A team of researchers from the University of Sydney and the University of New South Wales (UNSW) has been established with the goal of providing state-of-the-art solutions in chemical and physical sensing for New South Wales.

Dubbed the ‘NSW Smart Sensing Network (NSSN)’ and backed by the NSW Government, the initiative was officially launched at the Australian Institute for Nanoscale Science and Technology's (AINST) headquarters at the University of Sydney, the new $150 million Sydney Nanoscience Hub.

The NSSN has a number of strategic objectives, including: to connect various stakeholders in seeking innovation solutions, provide thought leadership in the smart sensing space, drive cutting-edge research into sensing technologies, and maintain strong links with industry to enable the transition from research to commercialisation.

The network will be co-spearheaded by Professors Benjamin Eggleton of the University of Sydney and Justin Gooding of UNSW, and has the full support of the NSW Government’s Department of Industry.

The group has already begun work on a number of key areas, including:

  • Air sensing – using a range of photonic techniques and optical sensors to detect and measure gases and particles in the atmospheres of high-impact areas such as the coal transport corridor in the Hunter Valley and in tunnels
  • Wildlife – using advanced video and audio monitoring sensors to detect and monitor native wildlife such as koalas
  • Biomedical – repurposing glucose biosensors to detect other diseases such as sepsis and kidney disease
  • Wearables – researching the use of polyurethane optical fibre as pressure sensors to measure patient or sportsperson movement, breathing, and pulse
  • Water quality – designing a portable ion mobility spectrometer to detect low concentrations of substances rapidly from complex environmental samples

The Office of the Chief Scientist and Engineer, NSW Department of Industry, UNSW and the University of Sydney have jointly provided seed funding for the venture.

The hope is that the NSSN can become a self-sustaining entity and become an attractive investment proposition for various funding sources, such as the Australian Research Council, the National Health and Medical Research Council, the Cooperative Research Centres Association, venture capitalists and industry sources.

Professor Gooding said that he envisages the sensors the NSSN develops will solve local challenges and provide global opportunities.
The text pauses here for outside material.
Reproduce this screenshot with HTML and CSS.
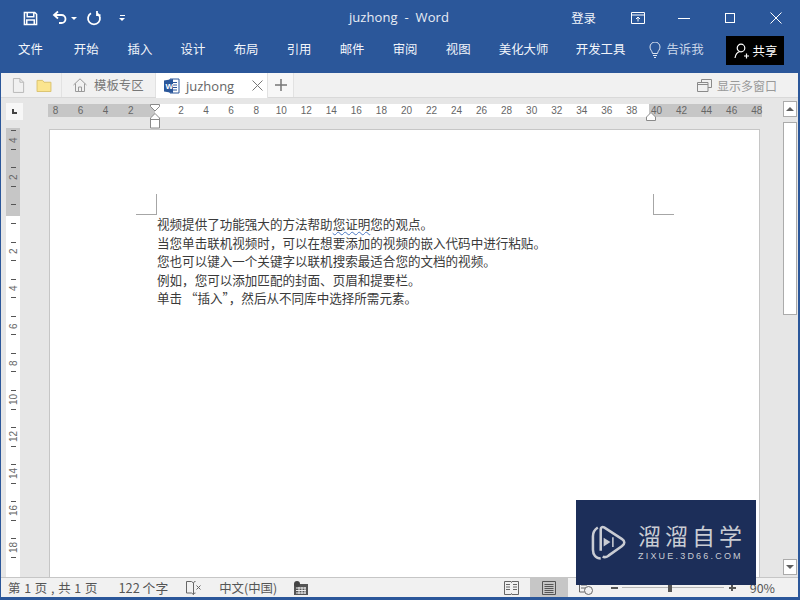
FILE: index.html
```html
<!DOCTYPE html>
<html lang="zh">
<head>
<meta charset="utf-8">
<title>juzhong - Word</title>
<link rel="stylesheet" href="styles.css">
</head>
<body>
<div class="app">
  <header class="titlebar">
    <div class="qat">
      <svg class="ic save" viewBox="0 0 16 16"><path d="M1.500 1.500h11l2 2v11h-13z M4.500 1.500v4.500h7v-4.500 M4 14.500v-5h8v5" fill="none" stroke="#fff" stroke-width="1.600"/></svg>
      <svg class="ic undo" viewBox="0 0 16 16"><path d="M6 1.500 2 5l4 3.500M2.500 5h7a4 4 0 0 1 0 8H7" fill="none" stroke="#fff" stroke-width="1.800"/></svg>
      <span class="caret"></span>
      <svg class="ic redo" viewBox="0 0 16 16"><path d="M11 3.200a6 6 0 1 1-6 0M11 1v4.200h3.500" fill="none" stroke="#fff" stroke-width="1.800"/></svg>
      <span class="custom"><i></i><span class="caret"></span></span>
    </div>
    <div class="doc-title">juzhong&nbsp; - &nbsp;Word</div>
    <div class="win">
      <span class="login">登录</span>
      <svg class="ic display" viewBox="0 0 14 12"><path d="M.5.500h13v11H.500zM.5 3h13M7 9.500V5M5 7l2-2 2 2" fill="none" stroke="#fff"/></svg>
      <span class="min"></span>
      <span class="max"></span>
      <svg class="ic close" viewBox="0 0 12 12"><path d="M.5.500l11 11M11.500.500l-11 11" stroke="#fff" fill="none"/></svg>
    </div>
  </header>
  <nav class="ribbon">
    <span class="rtab t1">文件</span><span class="rtab t2">开始</span><span class="rtab t3">插入</span><span class="rtab t4">设计</span><span class="rtab t4">布局</span><span class="rtab t4">引用</span><span class="rtab t4">邮件</span><span class="rtab t4">审阅</span><span class="rtab t4">视图</span><span class="rtab t4">美化大师</span><span class="rtab t5">开发工具</span>
    <svg class="ic bulb" viewBox="0 0 12 16"><path d="M3.500 11.500C3 8.500 1 8 1 5a5 5 0 0 1 10 0c0 3-2 3.500-2.500 6.500zM4 13.500h4M5 15.500h2" fill="none" stroke="#dfe6f1"/></svg>
    <span class="tell">告诉我</span>
    <span class="share">
      <svg class="ic user" viewBox="0 0 16 16"><circle cx="7" cy="5" r="3.800" fill="none" stroke="#fff" stroke-width="1.200"/><path d="M1 15c.5-3.500 2.500-6 5-6.500M10 13h5M12.500 10.500v5" fill="none" stroke="#fff" stroke-width="1.200"/></svg>
      共享
    </span>
  </nav>
  <div class="tabstrip">
    <div class="quick">
      <svg class="ic newdoc" viewBox="0 0 14 16"><path d="M1.500.500h7l4 4v11h-11zM8.500.500v4h4" fill="none" stroke="#b5b5b5"/></svg>
      <svg class="ic folder" viewBox="0 0 16 14"><path d="M.5 1.500h6l1.500 2h7.500v10H.500z" fill="#fbe58f" stroke="#d9c06b"/></svg>
    </div>
    <div class="tab tmpl">
      <svg class="ic home" viewBox="0 0 14 14"><path d="M.5 7 7 .8 13.500 7M2.500 5.500v8h9v-8M5.500 13.500V9h3v4.500" fill="none" stroke="#9a9a9a"/></svg>
      模板专区
    </div>
    <div class="tab active">
      <svg class="ic wordlogo" viewBox="0 0 16 16"><path d="M6 1h9v14H6z" fill="#fff" stroke="#2b579a"/><path d="M8 4.500h5M8 7h5M8 9.500h5M8 12h5" stroke="#2b579a"/><path d="M0 2.500 9 1v14L0 13.500z" fill="#2b579a"/><text x="1.500" y="11" class="wordw">W</text></svg>
      <span class="tabname">juzhong</span>
      <svg class="ic tabx" viewBox="0 0 11 11"><path d="M.5.500l10 10M10.500.500l-10 10" stroke="#777" fill="none"/></svg>
    </div>
    <div class="tab plus">
      <svg class="ic plusic" viewBox="0 0 12 12"><path d="M6 0v12M0 6h12" stroke="#777" stroke-width="1.500" fill="none"/></svg>
    </div>
    <div class="multi">
      <svg class="ic multiic" viewBox="0 0 15 13"><path d="M4.500 3V.500h10v8H11M.5 3.500h10.500v9H.500zM.5 5.500H11" fill="none" stroke="#8a8a8a"/></svg>
      显示多窗口
    </div>
  </div>
  <div class="rulerrow">
    <div class="corner"><span class="cornermark"></span></div>
    <div class="hruler">
      <div class="hseg grey left"><span>8</span><span>6</span><span>4</span><span>2</span></div>
      <div class="hseg white"><span>2</span><span>4</span><span>6</span><span>8</span><span>10</span><span>12</span><span>14</span><span>16</span><span>18</span><span>20</span><span>22</span><span>24</span><span>26</span><span>28</span><span>30</span><span>32</span><span>34</span><span>36</span><span>38</span></div>
      <div class="hseg grey right"><span>40</span><span>42</span><span>44</span><span>46</span><span>48</span></div>
      <svg class="indent ileft" viewBox="0 0 10 25"><path d="M.5.500h9v2L5 7 .5 2.500zM5 9.500 9.500 14v10h-9V14zM.5 15.500h9" fill="#fff" stroke="#8a8a8a"/></svg>
      <svg class="indent iright" viewBox="0 0 10 9"><path d="M5 .5 9.500 5v3.500h-9V5z" fill="#fff" stroke="#8a8a8a"/></svg>
    </div>
    <div class="scrollup"><span class="arrow-up"></span></div>
  </div>
  <div class="workspace">
    <div class="vruler">
      <div class="vc"><i></i><span class="vn">4</span><i></i></div>
      <div class="vc"><i></i><span class="vn">2</span><i></i></div>
      <div class="vc"><i></i><span class="vn"></span><i></i></div>
      <div class="vc"><i></i><span class="vn">2</span><i></i></div>
      <div class="vc"><i></i><span class="vn">4</span><i></i></div>
      <div class="vc"><i></i><span class="vn">6</span><i></i></div>
      <div class="vc"><i></i><span class="vn">8</span><i></i></div>
      <div class="vc"><i></i><span class="vn">10</span><i></i></div>
      <div class="vc"><i></i><span class="vn">12</span><i></i></div>
      <div class="vc"><i></i><span class="vn">14</span><i></i></div>
      <div class="vc"><i></i><span class="vn">16</span><i></i></div>
      <div class="vc"><i></i><span class="vn">18</span><i></i></div>
    </div>
    <main class="page">
      <span class="crop crop-l"></span>
      <span class="crop crop-r"></span>
      <p>视频提供了功能强大的方法帮助<span class="squiggle">您证明</span>您的观点。</p>
      <p>当您单击联机视频时，可以在想要添加的视频的嵌入代码中进行粘贴。</p>
      <p>您也可以键入一个关键字以联机搜索最适合您的文档的视频。</p>
      <p>例如，您可以添加匹配的封面、页眉和提要栏。</p>
      <p>单击 “插入”，然后从不同库中选择所需元素。</p>
    </main>
    <div class="scrollbar">
      <div class="thumb"></div>
      <div class="scrolldown"><span class="arrow-down"></span></div>
    </div>
  </div>
  <footer class="status">
    <span class="st s1">第 1 页 , 共 1 页</span>
    <span class="st s2">122 个字</span>
    <svg class="ic book" viewBox="0 0 15 14"><path d="M.5.500h5l2 1.500V13.500l-2-1.500h-5zM7.500 2l1-1.500h1M7.500 13.500l1-1.500h1" fill="none" stroke="#666"/><path d="M10.500 4.500l4 4M14.500 4.500l-4 4" stroke="#666" fill="none"/></svg>
    <span class="st s3">中文(中国)</span>
    <svg class="ic macro" viewBox="0 0 14 14"><path d="M0 3h14v11H0z" fill="#555"/><circle cx="3" cy="3" r="3" fill="#444"/><path d="M2 7h10M2 9.500h10M2 12h10M5 6v7M8 6v7M11 6v7" stroke="#eee"/></svg>
    <svg class="ic view v1" viewBox="0 0 15 14"><path d="M.5.500h6.500l.5 1 .5-1h6.500v13H8l-.5-1-.5 1H.500zM2 3.500h4M2 6h4M2 8.500h4M9 3.500h4M9 6h4M9 8.500h4" fill="none" stroke="#666"/></svg>
    <div class="viewactive"><svg class="ic v2" viewBox="0 0 14 14"><path d="M.5.500h13v13H.500zM2.500 3.500h9M2.500 5.500h9M2.500 7.500h9M2.500 9.500h9M2.500 11.500h9" fill="none" stroke="#555"/></svg></div>
    <svg class="ic v3" viewBox="0 0 14 14"><path d="M.5 1h7M.5 1v10h5M2 4h6M2 7h4" fill="none" stroke="#666"/><circle cx="9.500" cy="9.500" r="4" fill="none" stroke="#666"/></svg>
    <span class="zbtn minus"></span>
    <div class="slider"><span class="sthumb"></span></div>
    <span class="zbtn plusz"></span>
    <span class="st pct">90%</span>
  </footer>
  <aside class="watermark">
    <svg class="wm-logo" viewBox="0 0 36 38"><path d="M7 3C4 5 2 8 2 12v14c0 5 3 9 8 9" fill="none" stroke="#c9ccd3" stroke-width="2.600"/><path d="M10 27V5c0-2 1.500-3 3.500-2L32 15c3 2 3 5 0 7L18 32c-2 1.500-4 2-6 1" fill="none" stroke="#c9ccd3" stroke-width="2.600"/><path d="M13 13.500l7 4.500-7 4.500z" fill="#c9ccd3"/><path d="M22.500 13v10" stroke="#c9ccd3" stroke-width="1.600"/></svg>
    <div class="wm-text">
      <div class="wm-cn">溜溜自学</div>
      <div class="wm-en">ZIXUE.3D66.COM</div>
    </div>
  </aside>
</div>
</body>
</html>
```
FILE: styles.css
```css
* { box-sizing: border-box; }
html, body { margin: 0; padding: 0; }
body {
  width: 800px;
  height: 600px;
  overflow: hidden;
  font-family: "Noto Sans CJK SC", "Noto Sans", sans-serif;
  font-size: 12.4px;
  color: #444;
}
.app {
  position: relative;
  width: 800px;
  height: 600px;
  display: flex;
  flex-direction: column;
  background: #e6e6e6;
  border-left: 1px solid #2b579a;
  border-right: 2px solid #2b579a;
  border-bottom: 3px solid #2b579a;
  overflow: hidden;
}
.ic { display: block; flex: none; }

/* title bar */
.titlebar {
  position: relative;
  height: 36px;
  flex: none;
  background: #2b579a;
  color: #fff;
  display: flex;
  align-items: center;
  justify-content: space-between;
}
.qat { display: flex; align-items: center; padding-left: 22px; }
.save { width: 15px; height: 15px; }
.undo { width: 16px; height: 16px; margin-left: 14px; }
.caret {
  width: 0; height: 0;
  border-left: 3px solid transparent;
  border-right: 3px solid transparent;
  border-top: 3px solid #fff;
  display: block;
}
.qat > .caret { margin-left: 3px; }
.redo { width: 16px; height: 16px; margin-left: 9px; }
.custom { margin-left: 17px; display: flex; flex-direction: column; gap: 2px; align-items: center; }
.custom i { width: 5px; height: 1px; background: #fff; display: block; }
.doc-title {
  position: absolute;
  left: 348px;
  top: 7px;
  font-family: "Open Sans", "Noto Sans", sans-serif;
  font-size: 13px;
  line-height: 20px;
  letter-spacing: .06px;
  color: #e8edf5;
}
.win { display: flex; align-items: center; padding-right: 16px; }
.login { font-size: 12.4px; color: #f2f5fa; }
.display { width: 14px; height: 12px; margin-left: 35px; }
.min { display: block; width: 12px; height: 1px; background: #fff; margin-left: 33px; }
.max { display: block; width: 10px; height: 10px; border: 1px solid #fff; margin-left: 35px; }
.close { width: 12px; height: 12px; margin-left: 35px; }

/* ribbon tabs */
.ribbon {
  height: 37px;
  flex: none;
  background: #2b579a;
  color: #f2f5fa;
  display: flex;
  align-items: flex-start;
  padding-left: 17px;
}
.rtab { line-height: 26px; white-space: nowrap; }
.t2 { margin-left: 31px; }
.t3 { margin-left: 29px; }
.t4 { margin-left: 28.250px; }
.t5 { margin-left: 27.500px; }
.bulb { width: 12px; height: 16px; margin: 6px 0 0 24px; }
.tell { margin-left: 5px; line-height: 26px; color: #c9d5e8; }
.share {
  margin-left: 22px;
  width: 58px;
  height: 29px;
  background: #000;
  color: #fff;
  display: flex;
  align-items: center;
  gap: 3px;
  padding-left: 8px;
  white-space: nowrap;
}
.user { width: 16px; height: 16px; }

/* tab strip */
.tabstrip {
  height: 25px;
  flex: none;
  background: #f1f1f1;
  display: flex;
  align-items: stretch;
  border-bottom: 1px solid #d9d9d9;
  color: #777;
}
.quick {
  width: 61px;
  display: flex;
  align-items: center;
  gap: 11px;
  padding-left: 11px;
  border-right: 1px solid #e2e2e2;
}
.newdoc { width: 13px; height: 15px; }
.folder { width: 16px; height: 13px; }
.tab { display: flex; align-items: center; border-right: 1px solid #e2e2e2; }
.tmpl { width: 94px; padding-left: 11px; gap: 7px; }
.home { width: 14px; height: 14px; }
.active { width: 112px; background: #fff; padding-left: 8px; margin-bottom: -1px; }
.wordlogo { width: 16px; height: 16px; }
.wordw { font-family: "Liberation Sans", sans-serif; font-size: 8px; font-weight: 700; fill: #fff; }
.tabname { margin-left: 6px; font-family: "Open Sans", sans-serif; font-size: 13px; color: #666; }
.tabx { width: 11px; height: 11px; margin-left: 18px; }
.plus { width: 26px; justify-content: center; background: #f7f7f7; }
.plusic { width: 12px; height: 12px; }
.multi {
  margin-left: auto;
  padding-right: 21px;
  display: flex;
  align-items: center;
  gap: 5px;
  font-size: 12px;
  color: #999;
}
.multiic { width: 15px; height: 13px; }

/* ruler row */
.rulerrow { height: 31px; flex: none; display: flex; align-items: flex-start; }
.corner {
  width: 17px;
  height: 17px;
  margin: 5px 0 0 5px;
  background: #f7f7f7;
  display: flex;
  align-items: center;
  justify-content: center;
}
.cornermark {
  display: block;
  width: 5px;
  height: 5px;
  border-left: 2px solid #444;
  border-bottom: 2px solid #444;
}
.hruler {
  position: relative;
  margin: 6px 0 0 25px;
  height: 13px;
  width: 714px;
  display: flex;
  font-family: "Liberation Sans", sans-serif;
  font-size: 10px;
  line-height: 13px;
  color: #666;
}
.hseg { display: flex; height: 13px; flex: none; }
.hseg span { display: block; width: 25.050px; text-align: center; flex: none; }
.grey { background: #c6c6c6; }
.white { background: #fff; }
.left { width: 107px; }
.left span:first-child { margin-left: -5px; }
.white { width: 494px; padding-left: 13.500px; }
.right { width: 113px; }
.right span:first-child { margin-left: -5px; }
.indent { position: absolute; width: 10px; }
.ileft { left: 102px; top: 0; height: 25px; }
.iright { left: 598px; top: 8px; height: 9px; }
.scrollup {
  margin: 3px 0 0 21px;
  width: 14px;
  height: 16px;
  background: #fff;
  border: 1px solid #ababab;
  display: flex;
  align-items: center;
  justify-content: center;
}
.arrow-up, .arrow-down {
  display: block;
  width: 0; height: 0;
  border-left: 4px solid transparent;
  border-right: 4px solid transparent;
}
.arrow-up { border-bottom: 4px solid #606060; }
.arrow-down { border-top: 4px solid #606060; }

/* workspace */
.workspace { flex: 1; min-height: 0; display: flex; align-items: stretch; }
.vruler {
  width: 14px;
  margin: -1px 0 0 5px;
  display: flex;
  flex-direction: column;
  font-family: "Liberation Sans", sans-serif;
  font-size: 10px;
  color: #666;
  overflow: hidden;
  background: linear-gradient(#c6c6c6 88px, #fff 88px);
}
.vc {
  height: 37.100px;
  flex: none;
  display: flex;
  flex-direction: column;
  align-items: center;
  justify-content: center;
  gap: 3.800px;
}
.vc:first-child { margin-top: -6.500px; }
.vc i { display: block; width: 5px; height: 1px; background: #555; flex: none; }
.vn {
  display: block;
  height: 10px;
  width: 13px;
  line-height: 13px;
  writing-mode: vertical-rl;
  transform: rotate(180deg);
  text-align: center;
  white-space: nowrap;
  flex: none;
}
.page {
  position: relative;
  width: 711px;
  margin: 0 0 0 29px;
  background: #fff;
  border: 1px solid #c6c6c6;
  border-bottom: 0;
  padding: 85px 0 0 107px;
  color: #3a3a3a;
  font-size: 12.550px;
  line-height: 18.600px;
}
.page p { margin: 0; white-space: nowrap; }
.crop { position: absolute; top: 64px; width: 21px; height: 21px; border-bottom: 1px solid #a6a6a6; }
.crop-l { left: 86px; border-right: 1px solid #a6a6a6; }
.crop-r { left: 603px; border-left: 1px solid #a6a6a6; }
.squiggle { text-decoration: underline wavy #4a78c4 1px; text-underline-offset: 2px; }
.scrollbar {
  margin-left: 23px;
  width: 14px;
  display: flex;
  flex-direction: column;
  justify-content: flex-start;
}
.thumb { height: 193px; background: #fff; border: 1px solid #ababab; margin-top: -7px; }
.scrolldown {
  margin-top: auto;
  margin-bottom: 2px;
  height: 16px;
  background: #fff;
  border: 1px solid #ababab;
  display: flex;
  align-items: center;
  justify-content: center;
}

/* status */
.status {
  height: 20px;
  flex: none;
  background: #f1f1f1;
  border-top: 1px solid #c6c6c6;
  display: flex;
  align-items: center;
  color: #555;
  white-space: nowrap;
}
.s1 { margin-left: 7px; word-spacing: 1px; }
.s2 { margin-left: 21px; font-size: 12.800px; }
.book { width: 15px; height: 14px; margin-left: 18px; }
.s3 { margin-left: 18px; }
.macro { width: 14px; height: 14px; margin-left: 17px; }
.v1 { width: 15px; height: 14px; margin-left: auto; }
.viewactive {
  width: 38px;
  height: 19px;
  margin-left: 11px;
  background: #c6c6c6;
  display: flex;
  align-items: center;
  justify-content: center;
}
.v2 { width: 14px; height: 14px; }
.v3 { width: 14px; height: 14px; margin-left: 11px; }
.zbtn { display: block; position: relative; width: 7px; height: 2px; background: #555; }
.minus { margin-left: 18px; }
.plusz { margin-left: 5px; }
.plusz::after { content: ""; position: absolute; left: 2.500px; top: -2.500px; width: 2px; height: 7px; background: #555; }
.slider { position: relative; width: 102px; height: 1px; margin-left: 4px; background: #b5b5b5; }
.sthumb { position: absolute; left: 46px; top: -4px; width: 4px; height: 9px; background: #555; }
.pct { margin-left: 14px; margin-right: 23px; }

/* watermark */
.watermark {
  position: absolute;
  left: 575px;
  top: 500px;
  width: 180px;
  height: 85px;
  background: #1c2e59;
  display: flex;
  align-items: center;
  padding-left: 15px;
  color: #c9ccd3;
}
.wm-logo { width: 35px; height: 38px; flex: none; }
.wm-text { margin-left: 12px; display: flex; flex-direction: column; gap: 3.500px; }
.wm-cn { font-size: 23px; line-height: 24px; letter-spacing: 4px; white-space: nowrap; }
.wm-en { font-family: "Liberation Sans", sans-serif; font-size: 9px; line-height: 12px; letter-spacing: 2.200px; white-space: nowrap; }
```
“Sensors are solutions to really important problems, and those solutions can then have global significance,” he said.

“For us, this network is not just about publishing papers, but it’s really about solving problems for NSW and those with global significance, and to solve problems in a way that the solution can get to the end user in the form of technology that’s developed in NSW, disseminated and sold around the globe.”

Professor Eggleton added: “NSSN brings together some of Australia’s top physical scientists, chemical scientists, and engineers.”

“And not only do we have the academic credentials, but we have the track record in terms of engaging with industry and commercialisation, with both universities having plenty of experience in both areas.

“We’re excited as we move into the next phase, to grow this venture, to reach out to the broader community, and around Australia.”